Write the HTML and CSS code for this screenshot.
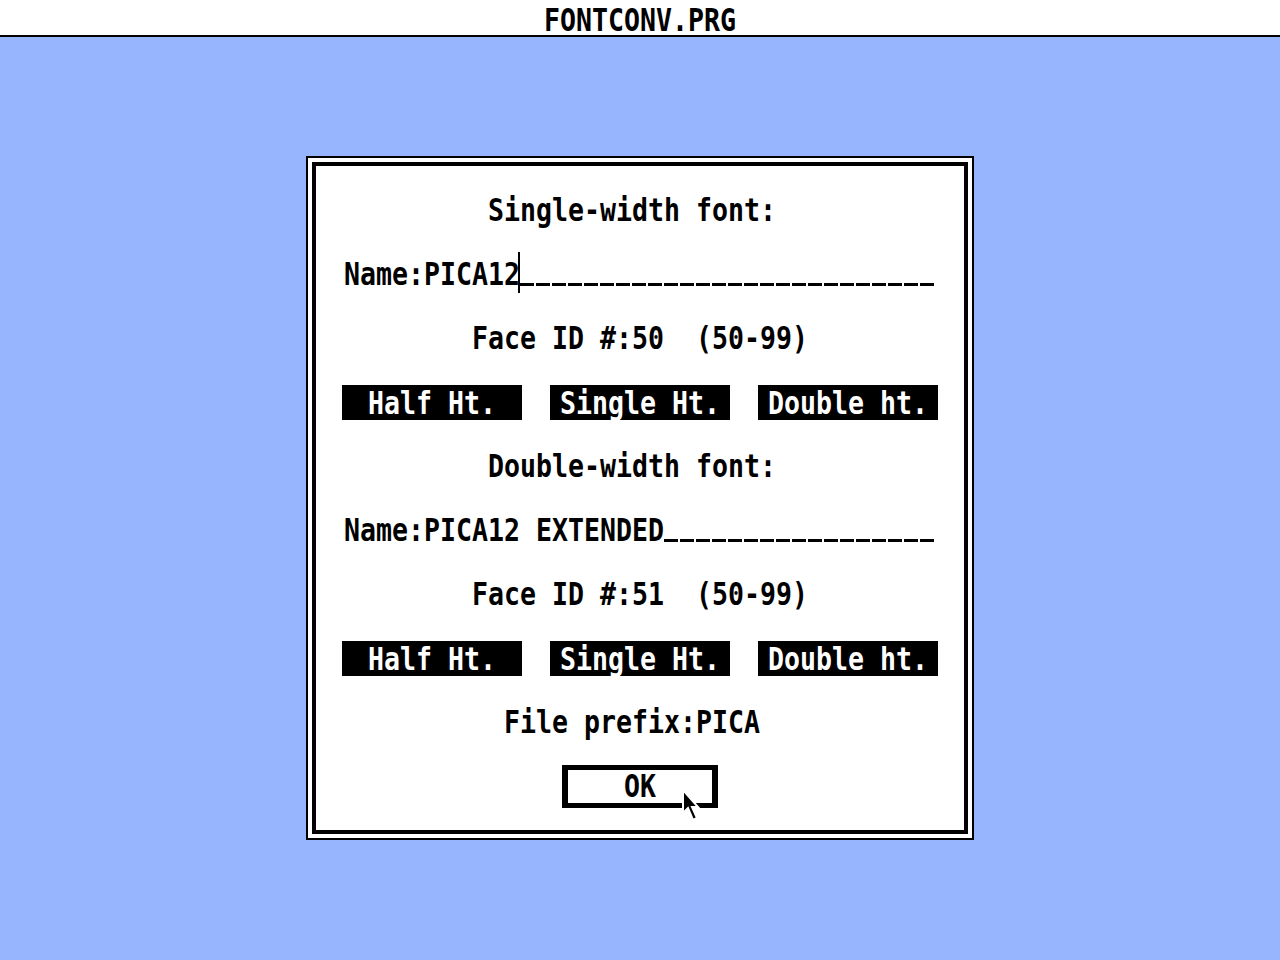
FILE: index.html
```html
<!DOCTYPE html>
<html lang="en">
<head>
    <meta charset="UTF-8">
    <title>FONTCONV.PRG</title>
    <link rel="stylesheet" href="styles.css">
</head>
<body>

    <!-- Title bar -->
    <header class="title-bar">
        <span class="txt">FONTCONV.PRG</span>
    </header>

    <!-- Desktop with the dialog box -->
    <main class="desktop">
        <div class="dialog">
            <div class="dialog-body">

                <div class="row"><span class="txt even">Single-width font:</span></div>

                <div class="row">
                    <span class="txt">Name:PICA12</span><span class="cursor"></span><span class="blank" style="width: 416px"></span>
                </div>

                <div class="row"><span class="txt">Face ID #:50  (50-99)</span></div>

                <div class="row buttons">
                    <div class="btn"><span class="txt">Half Ht.</span></div>
                    <div class="btn"><span class="txt">Single Ht.</span></div>
                    <div class="btn"><span class="txt">Double ht.</span></div>
                </div>

                <div class="row"><span class="txt even">Double-width font:</span></div>

                <div class="row">
                    <span class="txt">Name:PICA12 EXTENDED</span><span class="blank" style="width: 272px"></span>
                </div>

                <div class="row"><span class="txt">Face ID #:51  (50-99)</span></div>

                <div class="row buttons">
                    <div class="btn"><span class="txt">Half Ht.</span></div>
                    <div class="btn"><span class="txt">Single Ht.</span></div>
                    <div class="btn"><span class="txt">Double ht.</span></div>
                </div>

                <div class="row"><span class="txt even">File prefix:PICA</span></div>

                <div class="row">
                    <div class="ok-btn">
                        <span class="txt">OK</span>
                        <!-- mouse pointer -->
                        <svg class="pointer" width="18" height="34" viewBox="0 0 18 34">
                            <path d="M1 1 L1 24 L6 19 L11 31 L15 29 L10 18 L16 18 Z" fill="#000" stroke="#fff" stroke-width="2" stroke-linejoin="miter"/>
                        </svg>
                    </div>
                </div>

            </div>
        </div>
    </main>

</body>
</html>
```

FILE: styles.css
```css
/* Desktop */
body {
    margin: 0;
    background-color: #97b5fe;
    font-family: "DejaVu Sans Mono", "Liberation Mono", monospace;
    font-weight: bold;
    font-size: 26.57px;
    color: #000;
    height: 960px;
    overflow: hidden;
}

/* every text run sits on a 16px cell grid, stretched to the tall system font */
.txt {
    display: inline-block;
    line-height: 28px;
    white-space: pre;
    transform: scaleY(1.2);
}

/* strings with an even length snap half a cell to the left */
.txt.even {
    margin-right: 16px;
}

/* Title bar */
.title-bar {
    height: 37px;
    background-color: #fff;
    border-bottom: 2px solid #000;
    display: flex;
    align-items: center;
    justify-content: center;
    padding-top: 4px;
    box-sizing: border-box;
}

.desktop {
    display: flex;
    justify-content: center;
    padding-top: 119px;
}

/* Dialog box: thin outline, white gap, thick frame */
.dialog {
    background-color: #fff;
    border: 2px solid #000;
    padding: 4px;
}

.dialog-body {
    width: 648px;
    border: 4px solid #000;
    padding: 12px 0;
}

.row {
    height: 64px;
    display: flex;
    align-items: center;
    justify-content: center;
}

/* text cursor in the edit field */
.cursor {
    width: 2px;
    height: 41px;
    margin-left: -2px;
    margin-top: -3px;
    background-color: #000;
}

/* empty part of an edit field, drawn as underscores */
.blank {
    height: 28px;
    background-image: repeating-linear-gradient(to right, #000 0 14px, transparent 14px 16px);
    background-repeat: no-repeat;
    background-size: 100% 3px;
    background-position: 0 23px;
}

/* Radio buttons */
.buttons {
    gap: 28px;
}

.btn {
    width: 180px;
    height: 35px;
    margin-top: 1px;
    background-color: #000;
    color: #fff;
    display: flex;
    align-items: center;
    justify-content: center;
}

/* Default exit button */
.ok-btn {
    position: relative;
    width: 144px;
    height: 33px;
    border-style: solid;
    border-color: #000;
    border-width: 5px 6px;
    display: flex;
    align-items: center;
    justify-content: center;
}

.pointer {
    position: absolute;
    left: 114px;
    top: 19px;
}
```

========

§ **WHAT THE EXERCISE ASKS**
Repeat the listing in full and exactly. Leave any pictures out.

§ **TASK ANSWER**
Write the HTML and CSS code for this screenshot.
FILE: index.html
```html
<!DOCTYPE html>
<html lang="en">
<head>
    <meta charset="UTF-8">
    <title>FONTCONV.PRG</title>
    <link rel="stylesheet" href="styles.css">
</head>
<body>

    <!-- Title bar -->
    <header class="title-bar">
        <span class="txt">FONTCONV.PRG</span>
    </header>

    <!-- Desktop with the dialog box -->
    <main class="desktop">
        <div class="dialog">
            <div class="dialog-body">

                <div class="row"><span class="txt even">Single-width font:</span></div>

                <div class="row">
                    <span class="txt">Name:PICA12</span><span class="cursor"></span><span class="blank" style="width: 416px"></span>
                </div>

                <div class="row"><span class="txt">Face ID #:50  (50-99)</span></div>

                <div class="row buttons">
                    <div class="btn"><span class="txt">Half Ht.</span></div>
                    <div class="btn"><span class="txt">Single Ht.</span></div>
                    <div class="btn"><span class="txt">Double ht.</span></div>
                </div>

                <div class="row"><span class="txt even">Double-width font:</span></div>

                <div class="row">
                    <span class="txt">Name:PICA12 EXTENDED</span><span class="blank" style="width: 272px"></span>
                </div>

                <div class="row"><span class="txt">Face ID #:51  (50-99)</span></div>

                <div class="row buttons">
                    <div class="btn"><span class="txt">Half Ht.</span></div>
                    <div class="btn"><span class="txt">Single Ht.</span></div>
                    <div class="btn"><span class="txt">Double ht.</span></div>
                </div>

                <div class="row"><span class="txt even">File prefix:PICA</span></div>

                <div class="row">
                    <div class="ok-btn">
                        <span class="txt">OK</span>
                        <!-- mouse pointer -->
                        <svg class="pointer" width="18" height="34" viewBox="0 0 18 34">
                            <path d="M1 1 L1 24 L6 19 L11 31 L15 29 L10 18 L16 18 Z" fill="#000" stroke="#fff" stroke-width="2" stroke-linejoin="miter"/>
                        </svg>
                    </div>
                </div>

            </div>
        </div>
    </main>

</body>
</html>
```

FILE: styles.css
```css
/* Desktop */
body {
    margin: 0;
    background-color: #97b5fe;
    font-family: "DejaVu Sans Mono", "Liberation Mono", monospace;
    font-weight: bold;
    font-size: 26.57px;
    color: #000;
    height: 960px;
    overflow: hidden;
}

/* every text run sits on a 16px cell grid, stretched to the tall system font */
.txt {
    display: inline-block;
    line-height: 28px;
    white-space: pre;
    transform: scaleY(1.2);
}

/* strings with an even length snap half a cell to the left */
.txt.even {
    margin-right: 16px;
}

/* Title bar */
.title-bar {
    height: 37px;
    background-color: #fff;
    border-bottom: 2px solid #000;
    display: flex;
    align-items: center;
    justify-content: center;
    padding-top: 4px;
    box-sizing: border-box;
}

.desktop {
    display: flex;
    justify-content: center;
    padding-top: 119px;
}

/* Dialog box: thin outline, white gap, thick frame */
.dialog {
    background-color: #fff;
    border: 2px solid #000;
    padding: 4px;
}

.dialog-body {
    width: 648px;
    border: 4px solid #000;
    padding: 12px 0;
}

.row {
    height: 64px;
    display: flex;
    align-items: center;
    justify-content: center;
}

/* text cursor in the edit field */
.cursor {
    width: 2px;
    height: 41px;
    margin-left: -2px;
    margin-top: -3px;
    background-color: #000;
}

/* empty part of an edit field, drawn as underscores */
.blank {
    height: 28px;
    background-image: repeating-linear-gradient(to right, #000 0 14px, transparent 14px 16px);
    background-repeat: no-repeat;
    background-size: 100% 3px;
    background-position: 0 23px;
}

/* Radio buttons */
.buttons {
    gap: 28px;
}

.btn {
    width: 180px;
    height: 35px;
    margin-top: 1px;
    background-color: #000;
    color: #fff;
    display: flex;
    align-items: center;
    justify-content: center;
}

/* Default exit button */
.ok-btn {
    position: relative;
    width: 144px;
    height: 33px;
    border-style: solid;
    border-color: #000;
    border-width: 5px 6px;
    display: flex;
    align-items: center;
    justify-content: center;
}

.pointer {
    position: absolute;
    left: 114px;
    top: 19px;
}
```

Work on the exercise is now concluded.